Based on those premises, the Justice Department concluded that Mr. Awlaki was covered by the authorization to use military force against Al Qaeda that Congress enacted shortly after the terrorist attacks of Sept. 11, 2001 — meaning that he was a lawful target in the armed conflict unless some other legal prohibition trumped that authority.

It then considered possible obstacles and rejected each in turn.

Among them was an executive order that bans assassinations. That order, the lawyers found, blocked unlawful killings of political leaders outside of war, but not the killing of a lawful target in an armed conflict.

federal statute that prohibits Americans from murdering other Americans abroad, the lawyers wrote, did not apply either, because it is not “murder” to kill a wartime enemy in compliance with the laws of war.
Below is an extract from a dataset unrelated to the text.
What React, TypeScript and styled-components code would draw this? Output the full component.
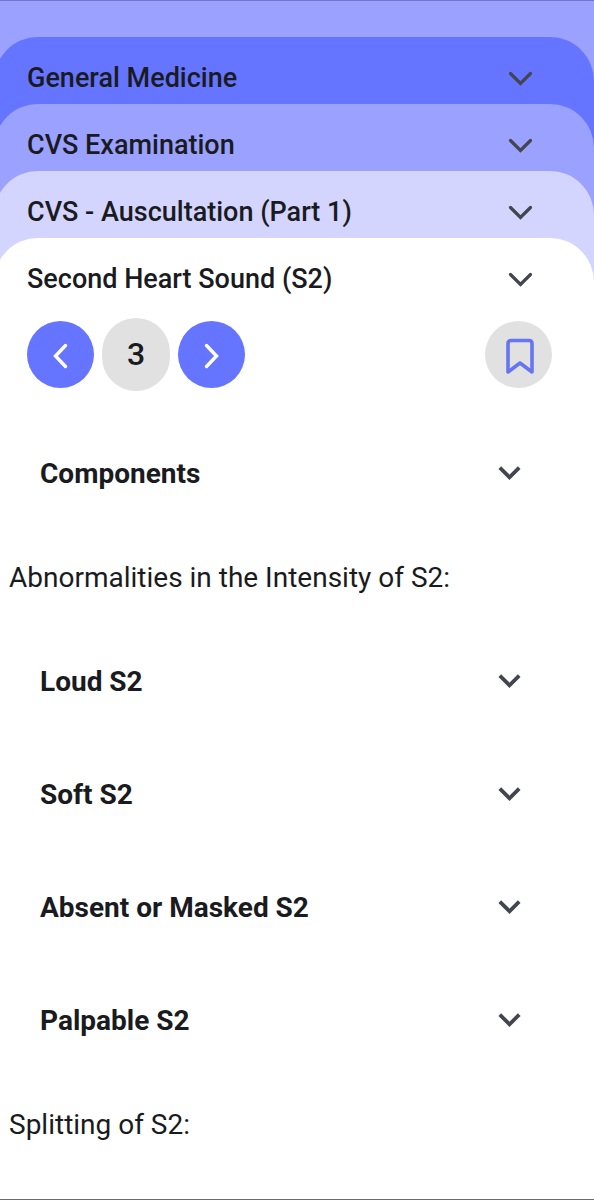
import React, { useState } from "react";
import styled, { createGlobalStyle } from "styled-components";

const GlobalStyle = createGlobalStyle`
  *, *::before, *::after { box-sizing: border-box; }
  body {
    margin: 0;
    background: #ffffff;
    color: #1a1b20;
    font-family: Roboto, "Liberation Sans", sans-serif;
  }
  button { font: inherit; color: inherit; }
`;

const Page = styled.main`
  display: flex;
  flex-direction: column;
  min-height: 100vh;
  padding-top: 36px;
  overflow: hidden;
  background: #9aa1ff;
  border-top: 1px solid #7376c8;
  border-bottom: 1px solid #6b6b6b;
`;

const Stack = styled.div`
  display: flex;
  flex: 1;
  flex-direction: column;
  margin-left: -6px;
`;

const Sheet = styled.section<{ $color: string }>`
  display: flex;
  flex: 1;
  flex-direction: column;
  background: ${(p) => p.$color};
  border-radius: 44px 44px 0 0;
`;

const SheetHeader = styled.button`
  display: flex;
  align-items: center;
  justify-content: space-between;
  width: 100%;
  height: 67px;
  padding: 14px 60px 0 33px;
  border: 0;
  background: transparent;
  font-size: 27px;
  font-weight: 500;
  line-height: 32px;
  text-align: left;
  cursor: pointer;
`;

const Content = styled.div`
  padding-left: 6px;
`;

const Pager = styled.nav`
  display: flex;
  align-items: center;
  gap: 8px;
  margin-top: 13px;
  padding: 0 42px 0 27px;
`;

const RoundButton = styled.button<{ $tone: "accent" | "muted" }>`
  display: flex;
  align-items: center;
  justify-content: center;
  width: 67px;
  height: 67px;
  padding: 0;
  border: 0;
  border-radius: 50%;
  background: ${(p) => (p.$tone === "accent" ? "#6675ff" : "#e1e1e1")};
  color: ${(p) => (p.$tone === "accent" ? "#ffffff" : "#6675f2")};
  cursor: pointer;
`;

const PageNumber = styled.span`
  width: 68px;
  height: 73px;
  border-radius: 34px;
  background: #e1e1e1;
  font-size: 32px;
  font-weight: 500;
  line-height: 72px;
  text-align: center;
`;

const Spacer = styled.div`
  flex: 1;
`;

const Topics = styled.div`
  padding-top: 26px;
`;

const TopicRow = styled.button`
  display: flex;
  align-items: center;
  justify-content: space-between;
  width: 100%;
  height: 113px;
  padding: 0 72px 0 40px;
  border: 0;
  background: transparent;
  font-size: 28px;
  font-weight: 700;
  line-height: 32px;
  text-align: left;
  cursor: pointer;
`;

const Note = styled.p`
  margin: 0;
  padding: 0 9px;
  font-size: 28px;
  line-height: 95px;
`;

const Icon = styled.svg`
  display: block;
  flex: none;
  fill: none;
  stroke: currentColor;
`;

const Chevron = styled(Icon)`
  stroke: #44464f;
`;

const SheetChevron = () => (
  <Chevron width="28" height="28" viewBox="0 0 28 28" strokeWidth="3.2" strokeLinecap="round" aria-hidden="true">
    <path d="M4.5 9.5 14.5 19.5 24.5 9.5" />
  </Chevron>
);

const TopicChevron = () => (
  <Chevron width="24" height="24" viewBox="0 0 24 24" strokeWidth="3.8" aria-hidden="true">
    <path d="M1.8 5.7 11.5 15.3 21.2 5.7" />
  </Chevron>
);

const Arrow = ({ d }: { d: string }) => (
  <Icon width="28" height="28" viewBox="0 0 28 28" strokeWidth="3.4" strokeLinecap="round" aria-hidden="true">
    <path d={d} />
  </Icon>
);

const Bookmark = () => (
  <Icon width="40" height="40" viewBox="0 0 40 40" strokeWidth="3.6" strokeLinejoin="round" aria-hidden="true">
    <path d="M9 37V8.5q0-3 3-3h18q3 0 3 3V37L21 28Z" />
  </Icon>
);

const sheets = [
  { title: "General Medicine", color: "#6675ff" },
  { title: "CVS Examination", color: "#9aa1ff" },
  { title: "CVS - Auscultation (Part 1)", color: "#d3d5ff" },
  { title: "Second Heart Sound (S2)", color: "#ffffff" },
];

const Topic = ({ title }: { title: string }) => {
  const [open, setOpen] = useState(false);
  return (
    <TopicRow type="button" aria-expanded={open} onClick={() => setOpen(!open)}>
      {title}
      <TopicChevron />
    </TopicRow>
  );
};

const Lesson = () => {
  const [page, setPage] = useState(3);
  return (
    <Content>
      <Pager aria-label="Pages">
        <RoundButton type="button" $tone="accent" aria-label="Previous page" onClick={() => setPage(Math.max(1, page - 1))}>
          <Arrow d="M18.500 4.500 8.500 15 18.500 25.500" />
        </RoundButton>
        <PageNumber>{page}</PageNumber>
        <RoundButton type="button" $tone="accent" aria-label="Next page" onClick={() => setPage(page + 1)}>
          <Arrow d="M8.500 4.500 18.500 15 8.500 25.500" />
        </RoundButton>
        <Spacer />
        <RoundButton type="button" $tone="muted" aria-label="Bookmark">
          <Bookmark />
        </RoundButton>
      </Pager>
      <Topics>
        <Topic title="Components" />
        <Note>Abnormalities in the Intensity of S2:</Note>
        <Topic title="Loud S2" />
        <Topic title="Soft S2" />
        <Topic title="Absent or Masked S2" />
        <Topic title="Palpable S2" />
        <Note>Splitting of S2:</Note>
      </Topics>
    </Content>
  );
};

const SheetLevel = ({ level }: { level: number }) => {
  const { title, color } = sheets[level];
  return (
    <Sheet $color={color}>
      <SheetHeader type="button">
        {title}
        <SheetChevron />
      </SheetHeader>
      {level < sheets.length - 1 ? <SheetLevel level={level + 1} /> : <Lesson />}
    </Sheet>
  );
};

export default function App() {
  return (
    <>
      <GlobalStyle />
      <Page>
        <Stack>
          <SheetLevel level={0} />
        </Stack>
      </Page>
    </>
  );
}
But that raised another pressing question: would it comply with the laws of war if the drone operator who fired the missile was a Central Intelligence Agency official, who, unlike a soldier, wore no uniform? The memorandum concluded that such a case would not be a war crime, although the operator might be in theoretical jeopardy of being prosecuted in a Yemeni court for violating Yemen’s domestic laws against murder, a highly unlikely possibility.

Then there was the Bill of Rights: the Fourth Amendment’s guarantee that a “person” cannot be seized by the government unreasonably, and the Fifth Amendment’s guarantee that the government may not deprive a person of life “without due process of law.”
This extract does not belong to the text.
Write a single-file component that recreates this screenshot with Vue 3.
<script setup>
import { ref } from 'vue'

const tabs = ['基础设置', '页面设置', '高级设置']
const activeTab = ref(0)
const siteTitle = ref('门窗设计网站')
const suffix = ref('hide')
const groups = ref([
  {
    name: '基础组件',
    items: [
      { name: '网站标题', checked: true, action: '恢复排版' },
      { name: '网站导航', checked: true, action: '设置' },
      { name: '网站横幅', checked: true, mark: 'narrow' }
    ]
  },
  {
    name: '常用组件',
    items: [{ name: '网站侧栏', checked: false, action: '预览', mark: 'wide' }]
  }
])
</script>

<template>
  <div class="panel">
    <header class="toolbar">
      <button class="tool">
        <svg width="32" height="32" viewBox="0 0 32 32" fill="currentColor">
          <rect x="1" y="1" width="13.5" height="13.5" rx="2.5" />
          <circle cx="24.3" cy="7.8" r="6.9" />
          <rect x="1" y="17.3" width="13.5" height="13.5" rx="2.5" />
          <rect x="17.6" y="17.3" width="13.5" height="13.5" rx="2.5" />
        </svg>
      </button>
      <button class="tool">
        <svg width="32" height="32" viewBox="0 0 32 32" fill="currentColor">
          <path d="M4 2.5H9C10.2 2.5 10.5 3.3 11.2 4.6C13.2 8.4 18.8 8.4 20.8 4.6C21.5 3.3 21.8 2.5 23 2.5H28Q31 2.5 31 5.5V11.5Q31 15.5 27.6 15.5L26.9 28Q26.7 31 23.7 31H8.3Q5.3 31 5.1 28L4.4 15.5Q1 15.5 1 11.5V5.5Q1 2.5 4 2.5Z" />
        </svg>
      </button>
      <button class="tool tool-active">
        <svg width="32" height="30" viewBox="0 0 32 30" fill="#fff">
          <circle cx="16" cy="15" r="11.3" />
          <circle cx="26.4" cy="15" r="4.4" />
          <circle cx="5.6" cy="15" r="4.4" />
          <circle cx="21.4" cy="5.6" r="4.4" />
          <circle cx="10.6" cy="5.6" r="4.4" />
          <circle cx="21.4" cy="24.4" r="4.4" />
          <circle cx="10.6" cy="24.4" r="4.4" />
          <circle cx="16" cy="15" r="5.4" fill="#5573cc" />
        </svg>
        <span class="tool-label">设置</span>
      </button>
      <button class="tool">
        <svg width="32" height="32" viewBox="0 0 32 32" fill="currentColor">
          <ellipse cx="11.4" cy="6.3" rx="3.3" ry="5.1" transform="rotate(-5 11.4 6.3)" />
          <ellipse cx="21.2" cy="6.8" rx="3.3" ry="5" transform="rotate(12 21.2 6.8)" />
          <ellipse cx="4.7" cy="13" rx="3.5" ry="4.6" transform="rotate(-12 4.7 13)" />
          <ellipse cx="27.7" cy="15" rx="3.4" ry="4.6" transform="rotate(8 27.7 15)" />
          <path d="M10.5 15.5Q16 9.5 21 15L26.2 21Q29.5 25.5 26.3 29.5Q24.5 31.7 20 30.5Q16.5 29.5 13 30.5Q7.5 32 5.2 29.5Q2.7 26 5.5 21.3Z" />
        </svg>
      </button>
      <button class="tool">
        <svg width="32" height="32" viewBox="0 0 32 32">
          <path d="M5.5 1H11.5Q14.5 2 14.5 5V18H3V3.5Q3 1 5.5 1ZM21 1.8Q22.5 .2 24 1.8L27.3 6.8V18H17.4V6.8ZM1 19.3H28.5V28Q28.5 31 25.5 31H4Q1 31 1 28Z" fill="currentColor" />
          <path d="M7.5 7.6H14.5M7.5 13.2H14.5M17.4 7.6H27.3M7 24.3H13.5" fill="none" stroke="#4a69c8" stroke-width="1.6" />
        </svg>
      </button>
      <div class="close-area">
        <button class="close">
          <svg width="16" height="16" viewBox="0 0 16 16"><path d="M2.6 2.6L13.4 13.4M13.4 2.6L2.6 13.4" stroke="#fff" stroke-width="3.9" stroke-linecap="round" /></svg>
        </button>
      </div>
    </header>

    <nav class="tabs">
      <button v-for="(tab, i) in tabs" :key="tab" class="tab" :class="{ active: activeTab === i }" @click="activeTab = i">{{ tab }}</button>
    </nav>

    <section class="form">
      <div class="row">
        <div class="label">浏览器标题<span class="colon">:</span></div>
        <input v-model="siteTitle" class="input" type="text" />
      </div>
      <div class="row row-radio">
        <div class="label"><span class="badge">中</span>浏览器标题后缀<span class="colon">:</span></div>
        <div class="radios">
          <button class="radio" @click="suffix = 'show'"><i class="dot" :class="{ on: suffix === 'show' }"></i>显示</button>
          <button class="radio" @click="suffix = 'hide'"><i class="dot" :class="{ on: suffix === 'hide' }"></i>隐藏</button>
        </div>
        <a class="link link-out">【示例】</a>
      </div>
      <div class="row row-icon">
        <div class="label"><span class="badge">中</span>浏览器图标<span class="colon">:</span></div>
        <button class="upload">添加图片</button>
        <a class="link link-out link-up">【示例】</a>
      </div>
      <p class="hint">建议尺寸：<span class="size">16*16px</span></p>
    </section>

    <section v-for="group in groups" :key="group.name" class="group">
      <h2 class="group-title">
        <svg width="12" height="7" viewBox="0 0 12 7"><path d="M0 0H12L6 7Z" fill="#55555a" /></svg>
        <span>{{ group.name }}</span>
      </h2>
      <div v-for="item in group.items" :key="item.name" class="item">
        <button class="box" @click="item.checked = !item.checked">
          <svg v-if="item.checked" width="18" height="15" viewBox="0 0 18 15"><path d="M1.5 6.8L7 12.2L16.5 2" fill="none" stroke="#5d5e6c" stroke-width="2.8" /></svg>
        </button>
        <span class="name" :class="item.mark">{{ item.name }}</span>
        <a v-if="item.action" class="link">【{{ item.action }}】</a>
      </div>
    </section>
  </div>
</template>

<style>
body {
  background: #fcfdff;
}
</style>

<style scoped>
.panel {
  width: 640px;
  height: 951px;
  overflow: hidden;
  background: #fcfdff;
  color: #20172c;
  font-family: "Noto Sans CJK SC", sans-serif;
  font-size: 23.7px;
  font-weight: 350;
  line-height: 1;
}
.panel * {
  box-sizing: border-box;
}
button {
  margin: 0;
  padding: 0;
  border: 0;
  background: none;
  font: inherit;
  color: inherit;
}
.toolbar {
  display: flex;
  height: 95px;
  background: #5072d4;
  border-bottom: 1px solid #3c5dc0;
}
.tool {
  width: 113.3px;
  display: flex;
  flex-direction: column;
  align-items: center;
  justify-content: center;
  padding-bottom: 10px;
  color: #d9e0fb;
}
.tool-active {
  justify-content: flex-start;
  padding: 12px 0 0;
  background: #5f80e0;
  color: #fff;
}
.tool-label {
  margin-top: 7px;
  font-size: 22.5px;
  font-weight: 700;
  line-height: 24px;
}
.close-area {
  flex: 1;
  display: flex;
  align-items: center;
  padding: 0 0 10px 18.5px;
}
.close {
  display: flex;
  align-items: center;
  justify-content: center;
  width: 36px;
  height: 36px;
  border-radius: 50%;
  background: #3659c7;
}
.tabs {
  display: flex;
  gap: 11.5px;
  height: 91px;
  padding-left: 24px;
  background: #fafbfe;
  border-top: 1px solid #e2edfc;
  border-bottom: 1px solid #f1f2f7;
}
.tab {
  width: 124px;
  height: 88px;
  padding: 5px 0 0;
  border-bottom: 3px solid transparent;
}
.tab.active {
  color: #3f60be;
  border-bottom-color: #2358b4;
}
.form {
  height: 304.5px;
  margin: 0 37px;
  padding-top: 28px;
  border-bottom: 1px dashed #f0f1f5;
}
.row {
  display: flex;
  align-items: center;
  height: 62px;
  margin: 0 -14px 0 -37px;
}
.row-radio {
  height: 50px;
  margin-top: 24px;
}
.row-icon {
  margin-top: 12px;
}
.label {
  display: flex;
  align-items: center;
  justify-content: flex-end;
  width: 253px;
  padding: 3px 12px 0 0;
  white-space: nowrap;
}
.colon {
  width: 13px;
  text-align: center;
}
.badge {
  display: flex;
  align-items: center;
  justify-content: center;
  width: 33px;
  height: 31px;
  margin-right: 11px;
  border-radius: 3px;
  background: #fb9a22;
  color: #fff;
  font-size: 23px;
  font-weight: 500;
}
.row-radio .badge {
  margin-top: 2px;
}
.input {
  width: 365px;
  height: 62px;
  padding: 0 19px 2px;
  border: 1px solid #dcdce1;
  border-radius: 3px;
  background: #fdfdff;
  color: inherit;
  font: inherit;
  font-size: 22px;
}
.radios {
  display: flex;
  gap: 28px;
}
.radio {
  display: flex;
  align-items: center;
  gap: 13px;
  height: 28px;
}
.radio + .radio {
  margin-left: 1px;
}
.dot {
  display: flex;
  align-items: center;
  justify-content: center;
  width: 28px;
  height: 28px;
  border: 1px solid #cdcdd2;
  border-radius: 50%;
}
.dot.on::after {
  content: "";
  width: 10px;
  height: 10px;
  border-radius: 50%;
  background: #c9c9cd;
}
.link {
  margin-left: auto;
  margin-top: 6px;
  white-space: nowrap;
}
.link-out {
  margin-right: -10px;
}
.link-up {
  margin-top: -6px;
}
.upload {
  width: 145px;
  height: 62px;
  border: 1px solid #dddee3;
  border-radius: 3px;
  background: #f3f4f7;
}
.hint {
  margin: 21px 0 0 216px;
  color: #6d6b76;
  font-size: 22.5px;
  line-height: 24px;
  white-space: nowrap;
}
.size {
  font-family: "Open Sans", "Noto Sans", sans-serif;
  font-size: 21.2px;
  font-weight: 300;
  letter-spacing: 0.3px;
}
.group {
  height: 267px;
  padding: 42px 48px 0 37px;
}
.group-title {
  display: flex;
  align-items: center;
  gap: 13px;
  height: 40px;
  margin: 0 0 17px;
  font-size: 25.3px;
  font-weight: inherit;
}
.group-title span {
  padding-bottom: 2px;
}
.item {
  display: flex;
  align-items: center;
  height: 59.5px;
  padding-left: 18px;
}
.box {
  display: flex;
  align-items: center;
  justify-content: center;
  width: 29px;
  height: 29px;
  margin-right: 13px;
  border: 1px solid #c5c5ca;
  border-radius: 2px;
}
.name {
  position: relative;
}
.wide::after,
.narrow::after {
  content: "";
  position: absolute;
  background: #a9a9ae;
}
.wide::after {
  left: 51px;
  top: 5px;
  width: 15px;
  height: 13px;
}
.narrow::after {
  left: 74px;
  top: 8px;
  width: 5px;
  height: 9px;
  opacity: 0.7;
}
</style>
The memo concluded that what was reasonable, and the process that was due, was different for Mr. Awlaki than for an ordinary criminal. It cited court cases allowing American citizens who had joined an enemy’s forces to be detained or prosecuted in a military court just like noncitizen enemies.

It also cited several other Supreme Court precedents, like a 2007 caseinvolving a high-speed chase and a 1985 case involving the shooting of a fleeing suspect, finding that it was constitutional for the police to take actions that put a suspect in serious risk of death in order to curtail an imminent risk to innocent people.

The document’s authors argued that “imminent” risks could include those by an enemy leader who is in the business of attacking the United States whenever possible, even if he is not in the midst of launching an attack at the precise moment he is located.

There remained, however, the question of whether — when the target is known to be a citizen — it was permissible to kill him if capturing him instead were a feasible way of suppressing the threat.

. . .

The memorandum is said to declare that in the case of a citizen, it is legally required to capture the militant if feasible — raising a question: was capturing Mr. Awlaki in fact feasible?

I doubt very much that this is an entirely unauthorized rogue “leak”–in the sense that there are secrets here that the government very much wants to keep but that some individual decided on his or her own to disclose. I suspect, rather, that this is a situation in which the government–or some senior official therein–has decided to disclose the memo without disclosing it. This approach is fully consistent with the larger strategy of the administration on the subject of drones and targeting killing–to talk about the subject a great deal by way of claiming credit for big counterterrorism successes but to do so without talking about it at all officially. And it’s wrong. Either this program is a secret, in which case the government should stop talk to Charlie about it, or it’s not a secret, in which case it should figure out what is releasable in the memo and release it. There is no middle ground here–no legitimate middle ground, anyway–in which the right approach is coyness.